Brief
Set down each line of the material that follows, exactly, with no pictures.

Supplied data
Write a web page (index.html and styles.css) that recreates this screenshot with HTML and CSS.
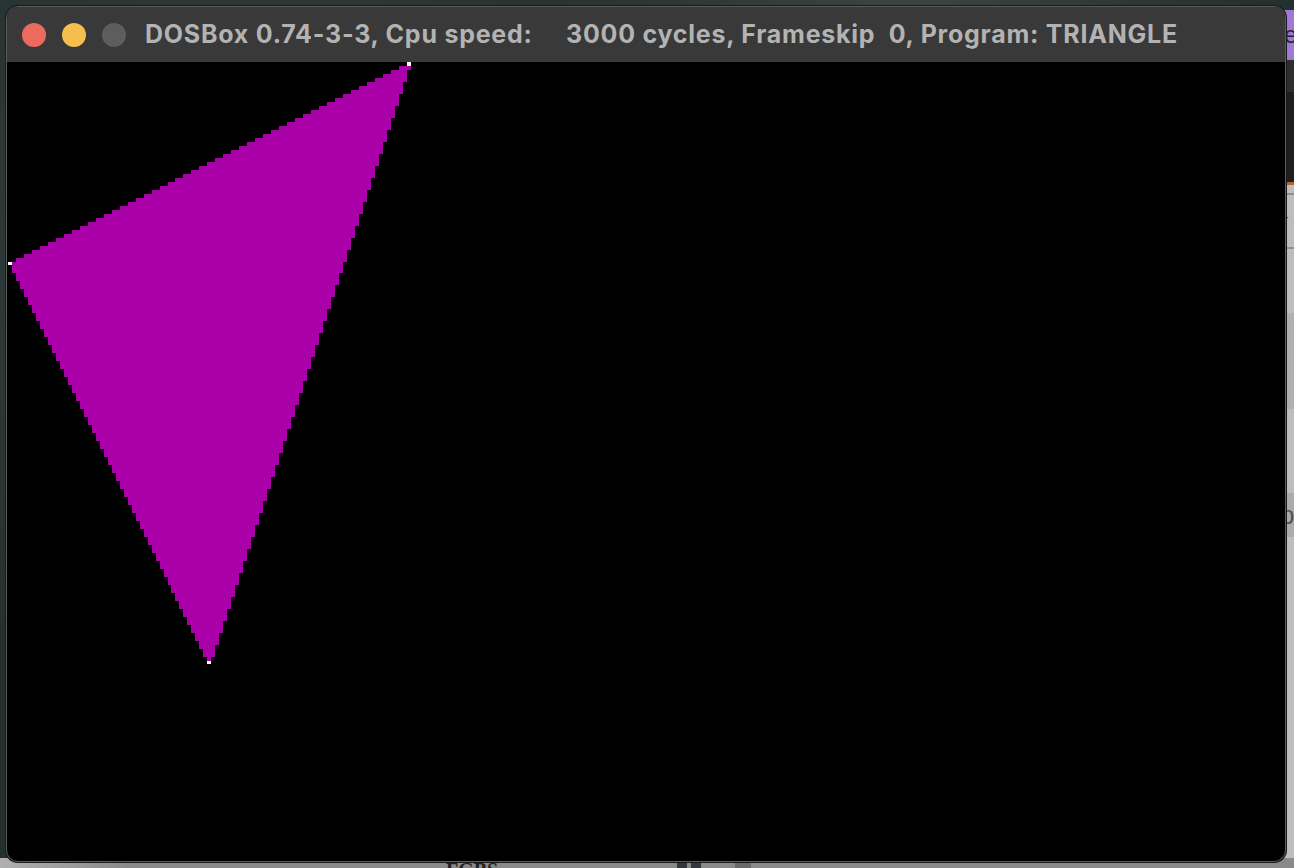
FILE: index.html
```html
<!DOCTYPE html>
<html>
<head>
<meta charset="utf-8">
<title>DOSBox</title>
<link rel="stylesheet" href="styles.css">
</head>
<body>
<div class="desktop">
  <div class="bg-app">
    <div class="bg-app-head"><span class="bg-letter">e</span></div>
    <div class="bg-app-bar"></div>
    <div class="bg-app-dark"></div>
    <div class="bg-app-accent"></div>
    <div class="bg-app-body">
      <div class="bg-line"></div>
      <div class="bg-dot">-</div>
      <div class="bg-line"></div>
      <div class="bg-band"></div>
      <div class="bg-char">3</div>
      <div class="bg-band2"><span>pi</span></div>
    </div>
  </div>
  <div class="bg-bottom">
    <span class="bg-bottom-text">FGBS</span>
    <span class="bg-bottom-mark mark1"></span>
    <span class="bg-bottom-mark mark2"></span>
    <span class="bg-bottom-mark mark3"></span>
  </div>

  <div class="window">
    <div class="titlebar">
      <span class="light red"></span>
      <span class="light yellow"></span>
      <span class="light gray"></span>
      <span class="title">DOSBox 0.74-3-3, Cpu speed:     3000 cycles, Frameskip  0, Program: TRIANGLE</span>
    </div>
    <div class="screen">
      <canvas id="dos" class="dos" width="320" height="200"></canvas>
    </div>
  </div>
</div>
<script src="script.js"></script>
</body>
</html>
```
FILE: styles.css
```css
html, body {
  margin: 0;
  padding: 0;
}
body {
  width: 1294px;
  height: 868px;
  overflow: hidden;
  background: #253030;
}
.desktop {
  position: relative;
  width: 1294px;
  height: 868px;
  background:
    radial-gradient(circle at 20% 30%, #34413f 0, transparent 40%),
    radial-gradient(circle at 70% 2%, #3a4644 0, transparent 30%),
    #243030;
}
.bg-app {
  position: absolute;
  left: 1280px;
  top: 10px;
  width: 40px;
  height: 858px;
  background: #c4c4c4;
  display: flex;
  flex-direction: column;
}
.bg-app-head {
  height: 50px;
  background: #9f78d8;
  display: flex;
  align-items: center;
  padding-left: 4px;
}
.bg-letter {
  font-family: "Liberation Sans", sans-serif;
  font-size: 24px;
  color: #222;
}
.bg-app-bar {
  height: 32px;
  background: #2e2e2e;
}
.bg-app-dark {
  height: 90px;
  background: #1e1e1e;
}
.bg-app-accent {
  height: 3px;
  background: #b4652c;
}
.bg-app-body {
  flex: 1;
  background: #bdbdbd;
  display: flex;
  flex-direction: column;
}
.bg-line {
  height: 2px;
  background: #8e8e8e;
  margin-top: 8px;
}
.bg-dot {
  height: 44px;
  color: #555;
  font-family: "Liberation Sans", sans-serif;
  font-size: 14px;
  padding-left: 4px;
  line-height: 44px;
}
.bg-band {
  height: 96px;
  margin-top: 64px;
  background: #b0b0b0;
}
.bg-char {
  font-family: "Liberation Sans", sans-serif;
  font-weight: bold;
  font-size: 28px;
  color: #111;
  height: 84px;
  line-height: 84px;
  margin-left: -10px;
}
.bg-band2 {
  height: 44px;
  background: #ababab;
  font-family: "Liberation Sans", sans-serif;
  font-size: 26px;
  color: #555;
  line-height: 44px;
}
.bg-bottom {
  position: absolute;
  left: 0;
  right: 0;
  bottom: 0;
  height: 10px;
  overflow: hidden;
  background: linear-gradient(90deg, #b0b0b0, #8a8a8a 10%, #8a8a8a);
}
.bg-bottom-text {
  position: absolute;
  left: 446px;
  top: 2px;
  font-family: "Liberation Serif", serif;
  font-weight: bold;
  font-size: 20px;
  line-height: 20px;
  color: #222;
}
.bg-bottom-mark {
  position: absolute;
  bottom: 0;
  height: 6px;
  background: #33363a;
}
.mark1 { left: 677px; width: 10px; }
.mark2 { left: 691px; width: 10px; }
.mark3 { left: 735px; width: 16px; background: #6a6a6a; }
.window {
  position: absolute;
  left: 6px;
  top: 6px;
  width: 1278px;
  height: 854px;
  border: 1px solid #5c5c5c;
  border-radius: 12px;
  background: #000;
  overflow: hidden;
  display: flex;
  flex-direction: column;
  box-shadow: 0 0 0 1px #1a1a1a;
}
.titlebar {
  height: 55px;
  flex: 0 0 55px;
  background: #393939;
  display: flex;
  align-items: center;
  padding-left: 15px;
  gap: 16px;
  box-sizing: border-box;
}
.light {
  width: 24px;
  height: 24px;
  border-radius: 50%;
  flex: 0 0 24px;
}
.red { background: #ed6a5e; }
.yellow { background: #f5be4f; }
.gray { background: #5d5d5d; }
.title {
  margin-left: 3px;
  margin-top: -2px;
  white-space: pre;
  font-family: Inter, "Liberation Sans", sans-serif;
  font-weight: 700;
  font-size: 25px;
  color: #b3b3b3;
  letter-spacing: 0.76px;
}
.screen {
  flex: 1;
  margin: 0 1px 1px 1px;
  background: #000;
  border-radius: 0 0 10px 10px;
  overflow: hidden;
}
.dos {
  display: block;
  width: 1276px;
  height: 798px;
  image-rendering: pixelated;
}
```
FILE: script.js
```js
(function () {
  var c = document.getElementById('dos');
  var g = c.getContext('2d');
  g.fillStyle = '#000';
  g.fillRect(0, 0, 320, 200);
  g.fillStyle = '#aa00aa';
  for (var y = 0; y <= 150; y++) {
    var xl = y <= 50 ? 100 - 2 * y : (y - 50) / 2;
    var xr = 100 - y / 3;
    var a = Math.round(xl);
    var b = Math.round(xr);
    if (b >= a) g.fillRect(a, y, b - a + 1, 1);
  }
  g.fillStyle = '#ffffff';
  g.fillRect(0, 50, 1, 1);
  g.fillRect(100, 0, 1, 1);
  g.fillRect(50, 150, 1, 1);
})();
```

Result of this exercise
Write a web page (index.html and styles.css) that recreates this screenshot with HTML and CSS.
FILE: index.html
```html
<!DOCTYPE html>
<html>
<head>
<meta charset="utf-8">
<title>DOSBox</title>
<link rel="stylesheet" href="styles.css">
</head>
<body>
<div class="desktop">
  <div class="bg-app">
    <div class="bg-app-head"><span class="bg-letter">e</span></div>
    <div class="bg-app-bar"></div>
    <div class="bg-app-dark"></div>
    <div class="bg-app-accent"></div>
    <div class="bg-app-body">
      <div class="bg-line"></div>
      <div class="bg-dot">-</div>
      <div class="bg-line"></div>
      <div class="bg-band"></div>
      <div class="bg-char">3</div>
      <div class="bg-band2"><span>pi</span></div>
    </div>
  </div>
  <div class="bg-bottom">
    <span class="bg-bottom-text">FGBS</span>
    <span class="bg-bottom-mark mark1"></span>
    <span class="bg-bottom-mark mark2"></span>
    <span class="bg-bottom-mark mark3"></span>
  </div>

  <div class="window">
    <div class="titlebar">
      <span class="light red"></span>
      <span class="light yellow"></span>
      <span class="light gray"></span>
      <span class="title">DOSBox 0.74-3-3, Cpu speed:     3000 cycles, Frameskip  0, Program: TRIANGLE</span>
    </div>
    <div class="screen">
      <canvas id="dos" class="dos" width="320" height="200"></canvas>
    </div>
  </div>
</div>
<script src="script.js"></script>
</body>
</html>
```
FILE: styles.css
```css
html, body {
  margin: 0;
  padding: 0;
}
body {
  width: 1294px;
  height: 868px;
  overflow: hidden;
  background: #253030;
}
.desktop {
  position: relative;
  width: 1294px;
  height: 868px;
  background:
    radial-gradient(circle at 20% 30%, #34413f 0, transparent 40%),
    radial-gradient(circle at 70% 2%, #3a4644 0, transparent 30%),
    #243030;
}
.bg-app {
  position: absolute;
  left: 1280px;
  top: 10px;
  width: 40px;
  height: 858px;
  background: #c4c4c4;
  display: flex;
  flex-direction: column;
}
.bg-app-head {
  height: 50px;
  background: #9f78d8;
  display: flex;
  align-items: center;
  padding-left: 4px;
}
.bg-letter {
  font-family: "Liberation Sans", sans-serif;
  font-size: 24px;
  color: #222;
}
.bg-app-bar {
  height: 32px;
  background: #2e2e2e;
}
.bg-app-dark {
  height: 90px;
  background: #1e1e1e;
}
.bg-app-accent {
  height: 3px;
  background: #b4652c;
}
.bg-app-body {
  flex: 1;
  background: #bdbdbd;
  display: flex;
  flex-direction: column;
}
.bg-line {
  height: 2px;
  background: #8e8e8e;
  margin-top: 8px;
}
.bg-dot {
  height: 44px;
  color: #555;
  font-family: "Liberation Sans", sans-serif;
  font-size: 14px;
  padding-left: 4px;
  line-height: 44px;
}
.bg-band {
  height: 96px;
  margin-top: 64px;
  background: #b0b0b0;
}
.bg-char {
  font-family: "Liberation Sans", sans-serif;
  font-weight: bold;
  font-size: 28px;
  color: #111;
  height: 84px;
  line-height: 84px;
  margin-left: -10px;
}
.bg-band2 {
  height: 44px;
  background: #ababab;
  font-family: "Liberation Sans", sans-serif;
  font-size: 26px;
  color: #555;
  line-height: 44px;
}
.bg-bottom {
  position: absolute;
  left: 0;
  right: 0;
  bottom: 0;
  height: 10px;
  overflow: hidden;
  background: linear-gradient(90deg, #b0b0b0, #8a8a8a 10%, #8a8a8a);
}
.bg-bottom-text {
  position: absolute;
  left: 446px;
  top: 2px;
  font-family: "Liberation Serif", serif;
  font-weight: bold;
  font-size: 20px;
  line-height: 20px;
  color: #222;
}
.bg-bottom-mark {
  position: absolute;
  bottom: 0;
  height: 6px;
  background: #33363a;
}
.mark1 { left: 677px; width: 10px; }
.mark2 { left: 691px; width: 10px; }
.mark3 { left: 735px; width: 16px; background: #6a6a6a; }
.window {
  position: absolute;
  left: 6px;
  top: 6px;
  width: 1278px;
  height: 854px;
  border: 1px solid #5c5c5c;
  border-radius: 12px;
  background: #000;
  overflow: hidden;
  display: flex;
  flex-direction: column;
  box-shadow: 0 0 0 1px #1a1a1a;
}
.titlebar {
  height: 55px;
  flex: 0 0 55px;
  background: #393939;
  display: flex;
  align-items: center;
  padding-left: 15px;
  gap: 16px;
  box-sizing: border-box;
}
.light {
  width: 24px;
  height: 24px;
  border-radius: 50%;
  flex: 0 0 24px;
}
.red { background: #ed6a5e; }
.yellow { background: #f5be4f; }
.gray { background: #5d5d5d; }
.title {
  margin-left: 3px;
  margin-top: -2px;
  white-space: pre;
  font-family: Inter, "Liberation Sans", sans-serif;
  font-weight: 700;
  font-size: 25px;
  color: #b3b3b3;
  letter-spacing: 0.76px;
}
.screen {
  flex: 1;
  margin: 0 1px 1px 1px;
  background: #000;
  border-radius: 0 0 10px 10px;
  overflow: hidden;
}
.dos {
  display: block;
  width: 1276px;
  height: 798px;
  image-rendering: pixelated;
}
```
FILE: script.js
```js
(function () {
  var c = document.getElementById('dos');
  var g = c.getContext('2d');
  g.fillStyle = '#000';
  g.fillRect(0, 0, 320, 200);
  g.fillStyle = '#aa00aa';
  for (var y = 0; y <= 150; y++) {
    var xl = y <= 50 ? 100 - 2 * y : (y - 50) / 2;
    var xr = 100 - y / 3;
    var a = Math.round(xl);
    var b = Math.round(xr);
    if (b >= a) g.fillRect(a, y, b - a + 1, 1);
  }
  g.fillStyle = '#ffffff';
  g.fillRect(0, 50, 1, 1);
  g.fillRect(100, 0, 1, 1);
  g.fillRect(50, 150, 1, 1);
})();
```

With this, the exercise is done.